Changes to a federal loan program that has helped small businesses weather the COVID-19 pandemic could generate a “huge uptick” in loan demand that has waned in the last few weeks, according to U.S. Small Business Administration officials.
Under changes to the Paycheck Protection Program signed into law on Friday, millions of small businesses across the country that received a PPP loan since early April now have more time to use the money and can direct less of it toward payroll expenses to earn loan forgiveness.
“It absolutely provides greater flexibility for borrowers to qualify for loan forgiveness,” Rob Scott, administrator for the SBA’s six-state Great Lakes Region, said today in a media conference call.
The changes could prompt small businesses that were hesitant to seek a PPP loan because of the prior requirements to now proceed with an application, Scott said.
“With this change in law, I think you’re going to see a huge uptick in PPP loans,” he said. “We get calls everyday at the district offices that there are certainly businesses out there that could use these funds if their states are still closed or whatever the issue may be why they can’t open.”

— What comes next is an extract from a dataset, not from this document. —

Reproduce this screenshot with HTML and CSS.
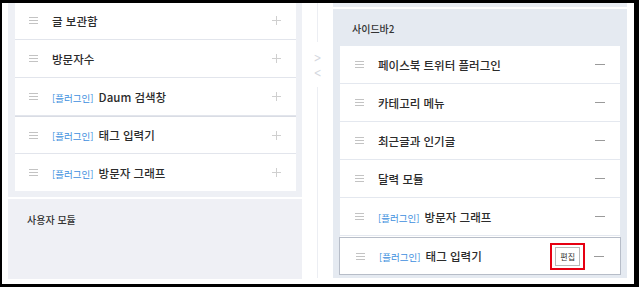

The Paycheck Protection Flexibility Act that Congress passed and President Trump signed late last week tripled from eight weeks to 24 weeks the amount of time small businesses have to use the PPP money. That helps small businesses that have been completely shut down for weeks or are operating on a limited basis and without full staff.
The law also reduces to 60 percent from 75 percent how much of the loan must go to payroll expenses, providing additional flexibility as well in how PPP loan recipients can use the funds to cover operating expenses such as rent and utilities. Congress also extended from two to five years the time a borrower has to repay loans at an annual interest rate of 1 percent for any amount that does not qualify for loan forgiveness from the SBA.
The SBA will likely issue modified application forms for loans and to seek loan forgiveness, as well as guidance that follows provisions in the Paycheck Protection Flexibility Act, Scott said.
“We haven’t had a lot of activity when it comes to PPP loans” in recent weeks, he added, because many small businesses that had not already applied doubted they could meet the prior requirements to use the money and earn loan forgiveness. Some small business owners were “scared” they would not qualify for forgiveness and would have to pay back the loan in just two years, he said.
“With this new guidance and the coverage period that opened up to 24 weeks, it’s going to allow more businesses to relook at the program and think, ‘OK, I can actually spend the monies that are sent to me, 60 percent on payroll, and not be up against a deadline,’” said Scott, who described a recent conversation with a restaurant owner at an event in Cincinnati, Ohio, who got a PPP loan and was “terrified of that two-year term.”
“He was like, ‘Listen. If I have to pay it back and it’s not forgiven, it’s going to put me out of business. I’m not going to afford the payment every month,’” Scott said.
Nationally, the SBA as of June 6 approved more than 4.5 million PPP loans totaling for $511 billion. The SBA has about $135 billion in PPP funding to lend, Scott said. In Michigan, the SBA approved 114,361 PPP loans for $15.7 billion.
The SBA is accepting PPP loan applications until June 30.